We may never know the exact cause of the malfunction. Brad requested some Marvel Mystery Oil to gurgle into the spent fuel pump. I calmly walked over to my saddle bag and brought back a bottle of said requested elixir. We gurgled a healthy portion into the fuel pump, line and fuel tank but also tightened the pump ground wire. Whatever it was that we did, the pump whirred happily to life; Brad commenting that it has never sounded that good, ever. We added a wee thimble full of Marvel oil to the Cavalcade tank at most fuel stops and did not encounter an issue since. Here again, Del got me in the habit of carrying Marvel with me, the only reason I could reveal it for use that day on the side of the road. I definitely knew Del was quietly smiling down on all of us this trip. Does it work? I don’t know; you decide.
We headed for Ft. Qu’Appelle and made a stop there for lunch on main street at a quaint little bakery/restaurant around noon on Thursday. Lee was informed that the last liquor store closed down about a month ago; not a dry town but no rum either! I fueled up at the Co-op cardlock; I could not afford to pass up a fuel stop at this point. Lee and Brad always knew where to find me getting fuel as there are fuel cardlocks or C-stores in virtually every town in SK and MB. Typically clean bathrooms and friendly staff too! And their top tier premium has zero ethanol.

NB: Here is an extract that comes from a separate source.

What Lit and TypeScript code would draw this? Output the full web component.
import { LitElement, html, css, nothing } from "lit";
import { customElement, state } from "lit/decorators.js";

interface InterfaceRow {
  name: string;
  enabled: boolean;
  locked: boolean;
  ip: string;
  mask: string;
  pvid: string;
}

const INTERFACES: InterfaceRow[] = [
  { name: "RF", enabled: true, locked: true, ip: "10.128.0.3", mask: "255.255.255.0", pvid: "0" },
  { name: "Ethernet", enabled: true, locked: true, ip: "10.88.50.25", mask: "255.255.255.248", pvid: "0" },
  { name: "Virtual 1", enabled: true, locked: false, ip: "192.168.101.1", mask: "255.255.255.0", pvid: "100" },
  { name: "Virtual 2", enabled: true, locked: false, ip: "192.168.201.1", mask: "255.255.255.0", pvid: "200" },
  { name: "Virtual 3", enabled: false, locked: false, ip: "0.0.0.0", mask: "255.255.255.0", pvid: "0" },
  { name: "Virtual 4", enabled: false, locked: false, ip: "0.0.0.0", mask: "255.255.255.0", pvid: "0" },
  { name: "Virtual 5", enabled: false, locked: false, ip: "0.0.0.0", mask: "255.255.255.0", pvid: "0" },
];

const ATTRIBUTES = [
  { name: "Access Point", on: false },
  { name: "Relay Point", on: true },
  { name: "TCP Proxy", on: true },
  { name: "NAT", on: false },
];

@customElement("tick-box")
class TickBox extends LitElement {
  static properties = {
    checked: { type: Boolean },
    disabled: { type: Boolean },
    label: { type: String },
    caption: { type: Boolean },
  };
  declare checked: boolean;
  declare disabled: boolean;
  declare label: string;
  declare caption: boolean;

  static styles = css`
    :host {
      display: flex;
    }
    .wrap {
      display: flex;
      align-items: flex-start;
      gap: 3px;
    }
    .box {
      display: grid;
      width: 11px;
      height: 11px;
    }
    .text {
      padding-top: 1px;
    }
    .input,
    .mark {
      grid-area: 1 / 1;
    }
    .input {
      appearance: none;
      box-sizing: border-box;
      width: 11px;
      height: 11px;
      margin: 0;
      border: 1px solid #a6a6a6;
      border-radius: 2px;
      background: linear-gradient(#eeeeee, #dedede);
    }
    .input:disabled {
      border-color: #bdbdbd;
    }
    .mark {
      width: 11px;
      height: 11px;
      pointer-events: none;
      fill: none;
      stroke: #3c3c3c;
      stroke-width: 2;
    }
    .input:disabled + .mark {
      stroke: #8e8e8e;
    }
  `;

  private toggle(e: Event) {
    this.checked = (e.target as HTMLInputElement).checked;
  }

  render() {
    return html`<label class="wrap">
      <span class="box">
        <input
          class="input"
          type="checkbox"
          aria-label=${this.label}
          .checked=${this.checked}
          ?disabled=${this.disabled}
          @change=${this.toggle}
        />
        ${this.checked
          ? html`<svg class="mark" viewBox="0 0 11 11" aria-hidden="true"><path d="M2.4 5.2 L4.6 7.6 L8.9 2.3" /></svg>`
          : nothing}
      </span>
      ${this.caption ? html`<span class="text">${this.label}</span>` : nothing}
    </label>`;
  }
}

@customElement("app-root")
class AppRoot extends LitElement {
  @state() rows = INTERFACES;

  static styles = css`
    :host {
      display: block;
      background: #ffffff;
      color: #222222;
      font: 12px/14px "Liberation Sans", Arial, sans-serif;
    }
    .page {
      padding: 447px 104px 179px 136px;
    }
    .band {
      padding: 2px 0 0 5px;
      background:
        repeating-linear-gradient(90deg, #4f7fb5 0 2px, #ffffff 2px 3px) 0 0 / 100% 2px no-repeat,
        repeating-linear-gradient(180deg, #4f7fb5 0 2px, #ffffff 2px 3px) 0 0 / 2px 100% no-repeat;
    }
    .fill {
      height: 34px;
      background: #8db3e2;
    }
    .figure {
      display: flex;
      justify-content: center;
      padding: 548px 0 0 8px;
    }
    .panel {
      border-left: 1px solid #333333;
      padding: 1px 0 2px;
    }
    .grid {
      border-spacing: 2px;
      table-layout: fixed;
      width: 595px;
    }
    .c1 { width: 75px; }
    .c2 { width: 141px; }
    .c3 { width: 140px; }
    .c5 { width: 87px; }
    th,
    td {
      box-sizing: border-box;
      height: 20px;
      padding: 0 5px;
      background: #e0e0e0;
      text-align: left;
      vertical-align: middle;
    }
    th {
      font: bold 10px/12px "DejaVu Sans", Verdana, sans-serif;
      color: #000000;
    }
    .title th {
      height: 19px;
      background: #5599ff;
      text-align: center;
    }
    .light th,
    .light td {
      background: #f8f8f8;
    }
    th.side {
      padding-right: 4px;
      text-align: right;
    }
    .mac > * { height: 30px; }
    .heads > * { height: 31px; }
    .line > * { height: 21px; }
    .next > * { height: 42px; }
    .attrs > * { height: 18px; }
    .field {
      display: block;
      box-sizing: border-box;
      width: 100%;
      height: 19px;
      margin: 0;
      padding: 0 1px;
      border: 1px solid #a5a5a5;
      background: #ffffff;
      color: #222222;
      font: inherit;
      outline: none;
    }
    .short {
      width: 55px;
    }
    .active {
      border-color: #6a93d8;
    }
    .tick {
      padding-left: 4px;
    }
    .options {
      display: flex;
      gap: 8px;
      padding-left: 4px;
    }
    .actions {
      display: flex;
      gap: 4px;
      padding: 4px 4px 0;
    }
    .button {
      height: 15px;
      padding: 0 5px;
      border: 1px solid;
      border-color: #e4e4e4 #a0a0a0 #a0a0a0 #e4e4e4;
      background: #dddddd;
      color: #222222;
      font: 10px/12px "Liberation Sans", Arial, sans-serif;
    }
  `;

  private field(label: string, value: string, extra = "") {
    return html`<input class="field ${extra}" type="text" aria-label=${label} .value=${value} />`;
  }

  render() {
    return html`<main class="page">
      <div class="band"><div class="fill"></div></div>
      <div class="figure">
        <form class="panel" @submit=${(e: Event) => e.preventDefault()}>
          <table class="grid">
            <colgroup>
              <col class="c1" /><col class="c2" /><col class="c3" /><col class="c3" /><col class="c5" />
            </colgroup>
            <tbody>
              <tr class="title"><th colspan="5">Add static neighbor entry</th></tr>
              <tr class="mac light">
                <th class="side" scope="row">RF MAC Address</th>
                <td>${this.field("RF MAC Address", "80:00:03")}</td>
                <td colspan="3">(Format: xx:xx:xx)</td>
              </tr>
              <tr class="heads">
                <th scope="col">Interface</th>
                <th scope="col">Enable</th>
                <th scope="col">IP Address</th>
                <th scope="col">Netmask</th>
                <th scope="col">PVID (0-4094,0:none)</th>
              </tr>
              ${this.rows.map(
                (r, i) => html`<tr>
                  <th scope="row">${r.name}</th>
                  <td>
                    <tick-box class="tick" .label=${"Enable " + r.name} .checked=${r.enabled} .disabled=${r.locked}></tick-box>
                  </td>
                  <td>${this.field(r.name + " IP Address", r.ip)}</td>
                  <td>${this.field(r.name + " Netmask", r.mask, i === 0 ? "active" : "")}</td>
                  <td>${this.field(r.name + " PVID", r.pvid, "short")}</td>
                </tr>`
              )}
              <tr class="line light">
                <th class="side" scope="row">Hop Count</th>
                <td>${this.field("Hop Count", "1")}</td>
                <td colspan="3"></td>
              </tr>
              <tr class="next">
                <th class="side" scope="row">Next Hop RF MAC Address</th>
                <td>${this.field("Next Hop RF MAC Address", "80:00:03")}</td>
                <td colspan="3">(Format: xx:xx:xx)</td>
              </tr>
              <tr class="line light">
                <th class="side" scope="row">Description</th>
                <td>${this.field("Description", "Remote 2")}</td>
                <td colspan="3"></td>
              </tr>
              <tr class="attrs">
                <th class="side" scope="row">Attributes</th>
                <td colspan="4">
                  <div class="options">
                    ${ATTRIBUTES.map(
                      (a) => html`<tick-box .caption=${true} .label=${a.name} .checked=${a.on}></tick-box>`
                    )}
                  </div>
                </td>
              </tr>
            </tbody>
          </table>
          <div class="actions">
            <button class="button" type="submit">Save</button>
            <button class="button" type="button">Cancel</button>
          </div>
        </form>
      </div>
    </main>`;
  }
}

The Qu’Appelle Valley’s westernmost origins now lie flooded under Lake Diefenbaker and ends just over the Saskatchewan-Manitoba border at St. Lazare where the Qu’Appelle Valley joins the Assiniboine. It was formed during the melting of the last glaciers
We headed east on the number 10 before ducking right onto Hwy 56 to the town of Lebret. The townsite highlights a very majestic fieldstone church on the south end of main street. Looking north one is presented with an impressive view of Memorial Chapel and the stations of the cross, reachable via a switchback hike up the bank from Mission Lake. If exploring history is your thing, Lebret will take you back as far as 1814 and in 1866 a Catholic mission was established. The paved highway reminded us of the Shuswap’s in BC as we travelled along beautiful beachfront properties named Sandy Beach, Lake View Beach and Katepwa South.